The directors' told Westpac that by using the exchange rates as they stood at the reporting date the SDCR should be 3 times, thus meeting the covenant requirement. But if it was calculated using the methodology in the banking agreements, the SDCR would be 3.30 times.

"Notwithstanding that facilities provided to Nuplex by its banking group - Westpac, CBA, HSBC and Citibank - are bilateral in nature, Nuplex consents to the banking group holding discussions on a group basis to consider the issues raised in this letter with a view to making a consistent agreed response," Nuplex's letter continued.

"Nuplex has asked Westpac to coordinate these discussions."

In an email response from an un-named staff member Westpac said: "Thanks for this. I don't anticipate that the banks will be in a position to respond until January. We will as requested, look to coordinate the banks' response. Phil McGivern and I will work out a process for this and keep you posted."

In terms of the Securities Commission charges, the defendants argue a reasonable person would not have expected information about Nuplex's negotiations with the banks, or the subject matter of those negotiations, to be disclosed.

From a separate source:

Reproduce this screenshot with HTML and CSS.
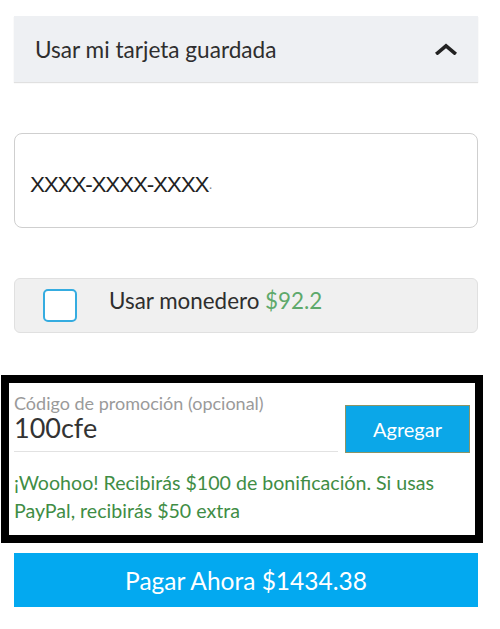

"In particular because the release of such information while those negotiations were ongoing would have unreasonably prejudiced Nuplex."

Furthermore, they argue both the negotiations and their subject matter were confidential and the relevant information concerned incomplete proposals and negotiations between Nuplex and its banks.

Meanwhile, Westpac replied to Nuplex's request on January 13, 2009. The bank acknowledged the depreciation of the New Zealand dollar against the currencies in which Nuplex traded, and in which a significant chunk of its debt was denominated, hadn't been helpful to the company.

"However, addressing this issue by adopting a different approach for accounting and covenant reporting is not a viable solution," said Westpac.

"The group (of banks) would appreciate receiving a 'pro-forma' covenant calculation using the alternative methodology proposed by you in your letter, however, we do not wish to change the way in which the SDCR covenant is calculated."

Instead the banks' had agreed to seek approval for easing the SDCR to 3.5 times from 3 times for the reporting periods ending December 31, 2008, March 31, 2009 and June 30, 2009.

Nuplex and the directors' deny the commission's allegation that their failure to disclose the breach to the NZX, when they first became aware of it, prevented a fall of up to 30% in Nuplex's share price. The regulator alleges the non-disclosure allowed a false market to develop in Nuplex shares, causing loss to acquirers' of those shares at that time and material damage to the integrity or reputation of New Zealand’s securities markets.

The defendants' say that at all times during the period under question, December 17, 2008 until February 19, 2009, they:

Took all steps that were reasonable in the circumstances to ensure that Nuplex complied with its continuous disclosure obligations or the terms or conditions of continuous disclosure exemptions, including without limitation relying upon reports incorporating professional advice as to Nuplex's disclosure obligations and;

After doing so, believed on reasonable grounds that Nuplex was complying with its obligations or terms or conditions of a continuous disclosure exemption.

The banks ultimately waived compliance with the SDCR for the period up to April 2009, including the December 31, 2008 balance date. It was amended for the period from May 1, 2009 until September 29, 2009 with all this announced to the NZX on March 16, 2009.

For its part the commission points out it wasn't until February 19, 2009, in response to an NZX share price inquiry, that Nuplex acknowledged unless the SDCR was loosened, it would breach the covenant in its interim results for the period ending December 31, 2008.

Finally, the commission says, Nuplex disclosed the breach on February 26 with its interim results, noting the SDCR was 3.46 times and that all bank debt had been classified as a current liability on its balance sheet. However, the regulator argues, the directors knew in December the forecast breach was material information or appreciated there was real risk that Nuplex was in breach of its continuous disclosure obligations.

 The case is the first continuous disclosure one brought by the commission. The regulator is seeking declarations of contravention, penalties of up to NZ$1 million per defendant and compensatory orders. Declaration of contravention orders allow investors who suffered a loss in the relevant period, such as buyers of shares in the period before the covenant breach was disclosed, to seek compensation through the courts more cost effectively because liability has already been established.

Roger Wallis, a partner at Chapman Tripp who focuses on corporate and securities law, told interest.co.nz he expected the commission to lose the case.